A computer may have been set to scan the news for negative Brexit stories, with the order to sell if it found any.

“That may have brought in other algorithms which compounded the selling creating a feedback loop that resulted in a flash crash,” Mr Nicholson explained.

The incident happened at a time when there is very little pound trading going on – which means that any sell-off will have a bigger impact than during busy hours.

“It’s a very volatile currency at the moment,” Mr Nicholson said.

Last Sunday, the Prime Minister Theresa May said she would trigger Article 50, the clause needed to start the exit process, by the end of March 2017.

Sterling has been “on a precipice” since then, according to Sean Callow, senior currency strategist at Australian bank, Westpac.

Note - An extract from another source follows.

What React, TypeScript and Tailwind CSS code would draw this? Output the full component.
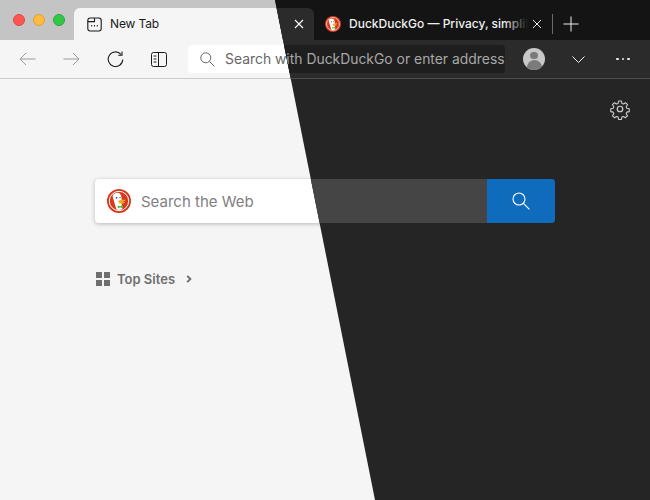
import { useId } from "react"

function DuckLogo({ size }: { size: number }) {
  const id = useId()
  return (
    <svg width={size} height={size} viewBox="0 0 24 24" className="shrink-0">
      <circle cx="12" cy="12" r="12" fill="#d8391c" />
      <circle cx="12" cy="12" r="9.7" fill="none" stroke="#fff" strokeWidth="1" />
      <clipPath id={id}>
        <circle cx="12" cy="12" r="9" />
      </clipPath>
      <g clipPath={`url(#${id})`}>
        <path d="M6.2 5.4C8.2 3.2 12 3.2 13.4 5.2C14.6 7 14.6 9 14.6 10.6L14.8 16.5L15.6 22H9.6C9 18 7.4 14 6.6 11C6 9 5.2 7 6.2 5.4Z" fill="#fff" />
        <circle cx="9.6" cy="8.8" r="0.9" fill="#2d4f8e" />
        <circle cx="13" cy="8.6" r="0.7" fill="#2d4f8e" />
        <path d="M11.8 11.6C13.5 11 16 10.6 18.4 10.8C18.6 11.8 17 12.4 15.6 12.6C16.6 12.8 17.6 13 18.2 13.2C17.4 14.4 14 14.8 12.4 14.2C11.6 13.8 11.2 12.2 11.8 11.6Z" fill="#f5a81c" />
        <path d="M10.6 16.4L13 17.2L15.8 16L16 19L13 18.4L10.8 19.2Z" fill="#4cba3c" />
      </g>
    </svg>
  )
}

function Chrome({ dark }: { dark: boolean }) {
  const icon = dark ? "#f2f2f2" : "#1a1a1a"
  const muted = dark ? "#8a8a8a" : "#9a9a9a"

  return (
    <div className={`w-[650px] h-[500px] flex flex-col overflow-hidden font-['Inter',sans-serif] ${dark ? "bg-[#252525]" : "bg-[#f5f5f5]"}`}>

      {/* TAB STRIP */}
      <div className={`h-[40px] flex items-end shrink-0 ${dark ? "bg-[#141414]" : "bg-[#c4c4c4]"}`}>
        <div className="w-[74px] h-[40px] flex items-center gap-[8px] pl-[13px]">
          <span className="w-[12px] h-[12px] rounded-full bg-[#fc5753] border border-[#df4744]" />
          <span className="w-[12px] h-[12px] rounded-full bg-[#fdbc40] border border-[#de9f34]" />
          <span className="w-[12px] h-[12px] rounded-full bg-[#33c748] border border-[#27aa35]" />
        </div>

        {/* active tab */}
        <div className={`w-[240px] shrink-0 h-[32px] rounded-t-[6px] flex items-center pl-[13px] pr-[10px] ${dark ? "bg-[#2b2b2b] text-white" : "bg-[#f5f5f5] text-[#1a1a1a]"}`}>
          <svg width="15" height="15" viewBox="0 0 15 15" fill="none" stroke={icon} strokeWidth="1.1" className="shrink-0">
            <rect x="0.8" y="1" width="13.4" height="13" rx="2.4" />
            <path d="M0.8 4.6H7.5V1" />
            <path d="M4.2 8.8h1M7 8.8h1M9.8 8.8h1" strokeWidth="1.6" />
          </svg>
          <span className="ml-[8px] text-[12px] tracking-[-0.15px] leading-none">New Tab</span>
          <svg width="10" height="10" viewBox="0 0 10 10" stroke={dark ? "#fff" : "#1a1a1a"} strokeWidth="1.1" className="ml-auto">
            <path d="M1 1l8 8M9 1l-8 8" />
          </svg>
        </div>

        {/* second tab */}
        <div className="h-[32px] w-[250px] shrink-0 flex items-center pl-[11px] text-[#f0f0f0]">
          <DuckLogo size={16} />
          <span className="relative shrink-0 ml-[8px] w-[179px] overflow-hidden whitespace-nowrap text-[12px] font-medium leading-none">
            DuckDuckGo — Privacy, simplified.
            <span className="absolute right-0 top-0 bottom-0 w-[24px] bg-gradient-to-r from-transparent to-[#141414]" />
          </span>
          <svg width="10" height="10" viewBox="0 0 10 10" stroke="#e8e8e8" strokeWidth="1" className="ml-[4px] shrink-0">
            <path d="M1 1l8 8M9 1l-8 8" />
          </svg>
          <span className="w-px h-[20px] bg-[#6a6a6a] ml-[10px] shrink-0" />
          <svg width="16" height="16" viewBox="0 0 16 16" stroke="#f0f0f0" strokeWidth="1" className="ml-[10px] shrink-0">
            <path d="M8 0.5v15M0.5 8h15" />
          </svg>
        </div>
      </div>

      {/* TOOLBAR */}
      <div className={`h-[39px] flex items-center shrink-0 border-b ${dark ? "bg-[#2b2b2b] border-[#4e4e4e]" : "bg-[#f5f5f5] border-[#cbcbcb]"}`}>
        <svg width="17" height="14" viewBox="0 0 17 14" fill="none" stroke={muted} strokeWidth="1" className="ml-[19px]">
          <path d="M16.5 7H1M7 1L1 7l6 6" />
        </svg>
        <svg width="17" height="14" viewBox="0 0 17 14" fill="none" stroke={muted} strokeWidth="1" className="ml-[27px]">
          <path d="M0.5 7H16M10 1l6 6-6 6" />
        </svg>
        <svg width="17" height="17" viewBox="0 0 17 17" fill="none" stroke={icon} strokeWidth="1.1" className="ml-[27px]">
          <path d="M14 3.4A7.3 7.3 0 1 0 15.8 8.5" />
          <path d="M15 0.6V4.2H11.2" />
        </svg>
        <svg width="16" height="15" viewBox="0 0 16 15" fill="none" stroke={icon} strokeWidth="1" className="ml-[27px]">
          <rect x="0.5" y="0.5" width="15" height="14" rx="2" />
          <path d="M7.5 0.5v14M2.6 4h2.8M2.6 7h2.8M2.6 10h2.8" />
        </svg>

        {/* address box */}
        <div className={`ml-[21px] w-[317px] h-[28px] rounded-[4px] flex items-center pl-[12px] ${dark ? "bg-[#1e1e1e] text-[#a8a8a8]" : "bg-white text-[#666666]"}`}>
          <svg width="15" height="15" viewBox="0 0 15 15" fill="none" stroke={dark ? "#a8a8a8" : "#666666"} strokeWidth="1" className="shrink-0">
            <circle cx="5.8" cy="5.8" r="5" />
            <path d="M9.4 9.4L14.4 14.4" />
          </svg>
          <span className="ml-[10px] mt-[1px] text-[13.9px] leading-none whitespace-nowrap">Search with DuckDuckGo or enter address</span>
        </div>

        <div className="ml-[18px] w-[22px] h-[22px] rounded-full bg-[#c8c8c8] overflow-hidden flex flex-col items-center">
          <span className="mt-[4px] w-[8px] h-[8px] rounded-full bg-[#7b7b7b]" />
          <span className="mt-[1px] w-[15px] h-[12px] rounded-t-full bg-[#7b7b7b]" />
        </div>
        <svg width="13" height="7" viewBox="0 0 13 7" fill="none" stroke={icon} strokeWidth="1" className="ml-[27px]">
          <path d="M0.5 0.5l6 6 6-6" />
        </svg>
        <div className="ml-[31px] flex gap-[3px]">
          <span className={`w-[2.5px] h-[2.5px] rounded-full ${dark ? "bg-[#eeeeee]" : "bg-black"}`} />
          <span className={`w-[2.5px] h-[2.5px] rounded-full ${dark ? "bg-[#eeeeee]" : "bg-black"}`} />
          <span className={`w-[2.5px] h-[2.5px] rounded-full ${dark ? "bg-[#eeeeee]" : "bg-black"}`} />
        </div>
      </div>

      {/* PAGE */}
      <div className="flex flex-col flex-1 pl-[95px] pr-[95px]">
        <div className="flex justify-end mt-[19px] mr-[-76px]">
          <svg width="22" height="22" viewBox="0 0 24 24" fill="none" stroke={dark ? "#d0d0d0" : "#555"} strokeWidth="1.3" strokeLinejoin="round">
            <path d="M10.3 2.3h3.4l.6 2.9 1.9.8 2.5-1.6 2.4 2.4-1.6 2.5.8 1.9 2.9.6v3.4l-2.9.6-.8 1.9 1.6 2.5-2.4 2.4-2.5-1.6-1.9.8-.6 2.9h-3.4l-.6-2.9-1.9-.8-2.5 1.6-2.4-2.4 1.6-2.5-.8-1.9-2.9-.6v-3.4l2.9-.6.8-1.9-1.6-2.5 2.4-2.4 2.5 1.6 1.9-.8z" transform="translate(1.2 1.2) scale(0.9)" />
            <circle cx="12" cy="12" r="3" />
          </svg>
        </div>

        {/* search */}
        <div className={`mt-[59px] h-[44px] rounded-[4px] flex overflow-hidden ${dark ? "bg-[#454545]" : "bg-white shadow-[0_1px_4px_rgba(0,0,0,0.25)]"}`}>
          <div className="flex-1 flex items-center pl-[12px]">
            <DuckLogo size={24} />
            <span className={`ml-[10px] text-[15px] leading-none ${dark ? "text-[#bdbdbd]" : "text-[#808080]"}`}>Search the Web</span>
          </div>
          <div className="w-[68px] bg-[#0f6cbd] flex items-center justify-center">
            <svg width="18" height="18" viewBox="0 0 18 18" fill="none" stroke="#fff" strokeWidth="1.1">
              <circle cx="7" cy="7" r="6" />
              <path d="M11.4 11.4L17.4 17.4" />
            </svg>
          </div>
        </div>

        {/* top sites */}
        <div className={`mt-[49px] flex items-center pl-[1px] ${dark ? "text-[#dcdcdc]" : "text-[#6e6e6e]"}`}>
          <div className="grid grid-cols-[6px_6px] gap-[2px] w-[14px]">
            <span className="w-[6px] h-[6px] bg-current" />
            <span className="w-[6px] h-[6px] bg-current" />
            <span className="w-[6px] h-[6px] bg-current" />
            <span className="w-[6px] h-[6px] bg-current" />
          </div>
          <span className="ml-[7px] text-[13px] leading-none font-semibold">Top Sites</span>
          <svg width="6" height="8" viewBox="0 0 6 8" fill="none" stroke="currentColor" strokeWidth="1.9" className="ml-[11px]">
            <path d="M1.2 0.8l3.2 3.2-3.2 3.2" />
          </svg>
        </div>
      </div>
    </div>
  )
}

export default function App() {
  return (
    <div className="relative w-[650px] h-[500px] overflow-hidden">
      <Chrome dark={false} />
      {/* DARK THEME CUT */}
      <div className="absolute inset-0 [clip-path:polygon(275px_0,650px_0,650px_500px,375px_500px)]">
        <Chrome dark={true} />
      </div>
    </div>
  )
}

“I think we’ve underestimated how many people had money positions for a very wishy-washy Brexit, or even none,” he said.

Interconnected world

Even though the pound recovered ground immediately after the flash crash, Friday’s tumble might still have a broader impact.

“In this deeply interconnected and highly automated world of trading, a move as sharp as what we saw this morning on a product as widely traded as the Sterling will almost certainly lead to unintended consequences for many,” said Nicholas Teo of KGI Securities in Singapore.

Unlike after the Brexit vote in June, markets were not prepared for any sudden moves this Friday.

“What could follow next, is a period of reconciliation and accountability for many brokers and their clients’ accounts,” Mr Teo wrote.